# taz.de -- Streitgespräch: Drehscheibe dreht sich weiter
       
       > SPD und Grüne wollen den Umschlag von Brennelementen in Bremen stoppen.
       > Doch die meisten der Urantransporte erfasst das geplante Gesetz nicht
       
 (IMG) Bild: Atomkraftgegner Bernhard Stoevesandt (re.) wirft der grünen Energiepolitikerin Anne Schierenbeck vor, ein zu schwaches Gesetz verabschieden zu wollen.
       
       taz: Herr Stoevesandt, SPD und Grüne wollen die bremischen Häfen für
       Kernbrennstoffe sperren. Sie haben eine Petition eingereicht, weil Ihnen
       das nicht weit genug geht. Weshalb? 
       
       Bernhard Stoevesandt: Die Teilentwidmung der Häfen ist grundsätzlich ein
       guter Ansatz. Aber die meisten Transporte, die über die Häfen laufen, sind
       davon nicht betroffen. 2011 beispielsweise wäre durch das geplante Gesetz
       nicht ein einziger Transport verhindert worden.
       
       Warum nicht? 
       
       Stoevesandt: Nur Kernbrennstoffe sollen nicht mehr umgeschlagen werden
       dürfen. Uranhexafluorid oder sogenannte Yellowcake-Uranverbindungen sind
       nicht erfasst. Genau diese Transporte aber halten den weltweiten Uranhandel
       im Gang und dienen dazu, dass überall in der Welt weiter Atomkraftwerke
       betrieben werden können. Sie machen die meisten Transporte aus.
       
       Warum ist Bremen so wichtig? 
       
       Stoevesandt: In Gronau nahe der niederländischen Grenze steht eine
       Uranfabrik des britischen Unternehmens Urenco. Von dort wird in die ganze
       Welt exportiert. Bremen ist ein wichtiger Umschlagplatz für den Transport
       zu und von dieser Fabrik.
       
       Warum wollen Sie nicht auch diese Transporte stoppen, Frau Schierenbeck? 
       
       Anne Schierenbeck: Es ist seit der letzten Legislaturperiode der Wille von
       SPD und Grünen auch diese Transporte zu verbieten. Wir haben dazu
       Rechtsgutachter befragt. Die erste Option war: Wir verbieten den Umschlag
       von Kernbrennstoffen und allen anderen radioaktiven Stoffen. Dies wäre
       jedoch zu unspezifisch für ein Gesetz.
       
       Stoevesandt: Das ist nur eine Frage der Formulierung. Im Atomgesetz ist die
       Rede von "allen radioaktiven Stoffen, die durch Isotopenanreicherung zu
       Brennstoffen gemacht worden sind". Das ließe sich ganz leicht ergänzen: Man
       nimmt die Stoffe mit dazu, die zu Brennstoffen gemacht werden können.
       
       Schierenbeck: Das kann niemand kontrollieren, diese Stoffe sind nicht
       meldepflichtig.
       
       Stoevesandt: Sind sie wohl. Das sind Gefahrentransporte, die muss man
       vorher bei der Hafenbehörde anmelden.
       
       Schierenbeck: Nach Meinung der Juristen ist das nicht so.
       
       Stoevesandt: Da irren die sich.
       
       Kann man nicht einfach das Uranhexafluorid verbieten? Schierenbeck: Das ist
       rechtlich nicht möglich, weil dies einem Unternehmensboykott gegen Urenco
       gleichkäme. Nur die produzieren Uranhexafluorid.
       
       Und ein Transportverbot wäre ein Angriff auf deren unternehmerische
       Freiheit? 
       
       Schierenbeck: Ja. Für dieses Problem konnte kein Gutachter eine Lösung
       aufzeigen. Auch nicht der Gutachter, den die Linkspartei beauftragt hat.

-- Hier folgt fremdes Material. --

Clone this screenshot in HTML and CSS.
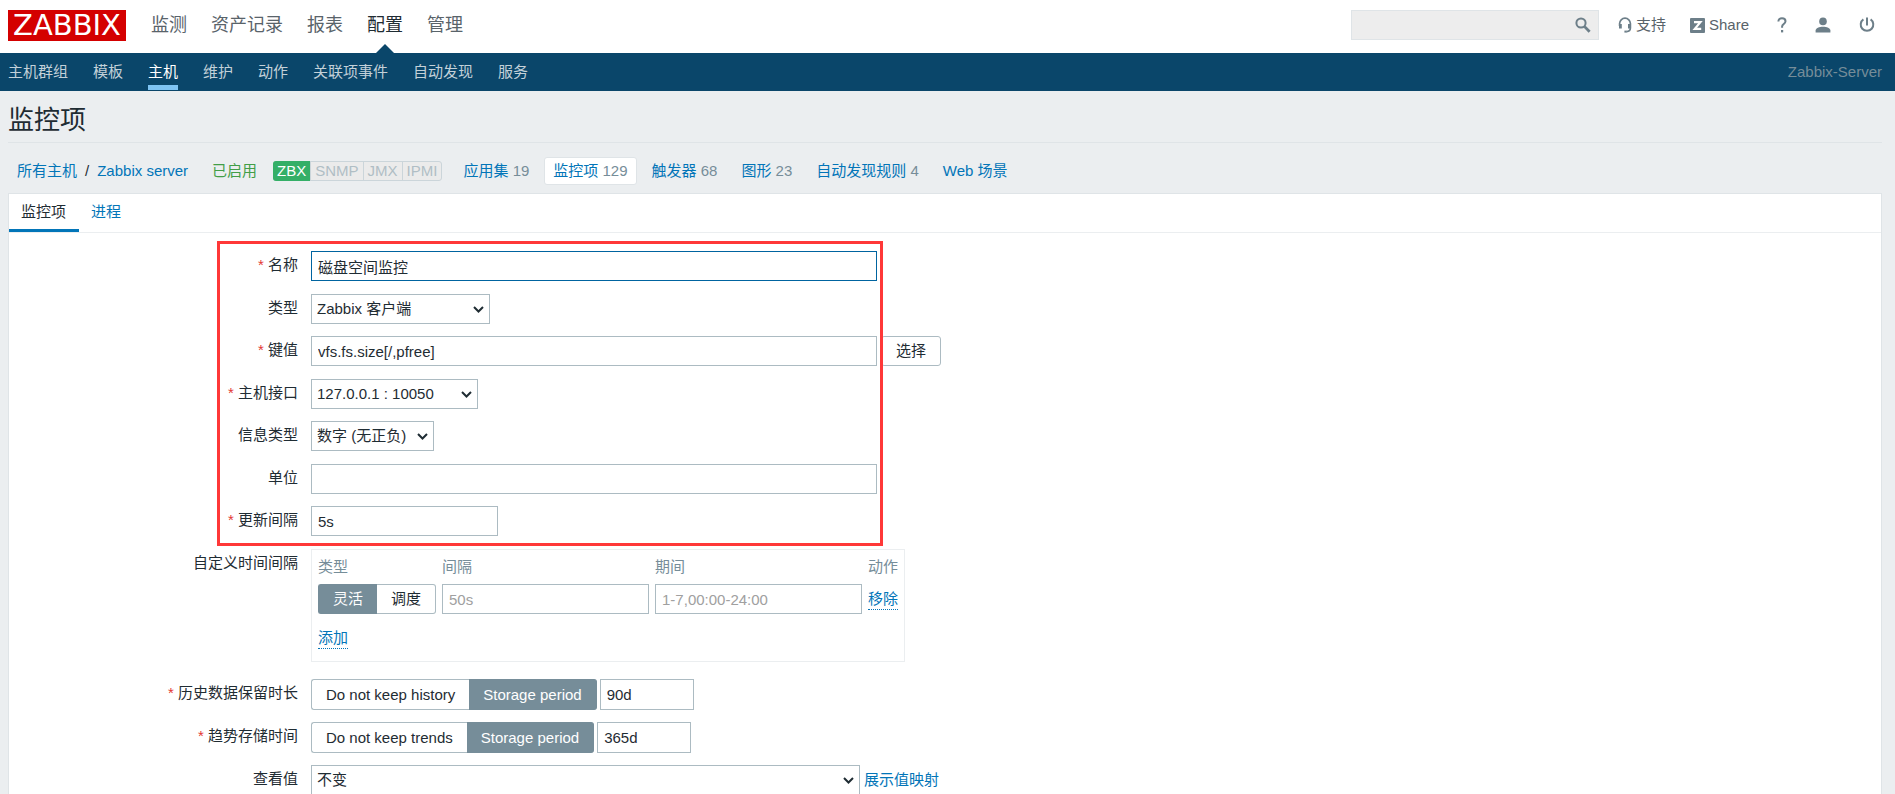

       Wir wollen das gern erweitern, aber es wird massive Angriffe gegen dieses
       Gesetz geben. Bremen ist da der Vorreiter. Das Umweltministerium wird
       klagen, die Atomwirtschaft sowieso.
       
       Stoevesandt: Es ist wahr, dass die Bundesregierung klagen wird, weil das
       jetzt von der Bürgerschaft geplante Gesetz die Transporte aus Sellafield
       verhindern würde. Diese Klage kommt, egal ob man das Uranhexafluorid mit
       reinnimmt oder nicht. Und die Chancen, dass das Gesetz vor Gericht Bestand
       hat, sind in beiden Fällen gleich groß.
       
       Frau Schierenbeck, was spricht dagegen, ein umfassendes Gesetz zu
       verabschieden und es auf eine gerichtliche Überprüfung ankommen zu lassen -
       statt es in vorauseilendem Gehorsam selbst zu beschneiden? 
       
       Schierenbeck: Das ist eine strategische Frage und eine der politischen
       Ernsthaftigkeit. Wir wollen das so wasserdicht wie möglich. Und dazu müssen
       wir uns auf den Sachverstand der Gutachter verlassen. Wir könnten natürlich
       solange suchen, bis wir einen Gutachter finden, der uns sagt, dass das okay
       ist. Aber das wäre vielleicht nicht sachdienlich.
       
       Ist es denn sachdienlich, zu akzeptieren, dass dem Löwenanteil des Problems
       nicht beizukommen sein soll? 
       
       Schierenbeck: Die Entwidmung ist richtig, auch wenn im ersten Schritt die
       meisten Transporte nicht erfasst sind. Ich finde auch nicht gut, dass wir
       Uran für die ganze Welt produzieren. Das bremische Hafenbetriebsgesetz
       allein wird aber sicher nicht die Atomwirtschaft stoppen. Ich würde das
       jetzt gern beschließen und gucken, wie die anderen Bundesländer reagieren.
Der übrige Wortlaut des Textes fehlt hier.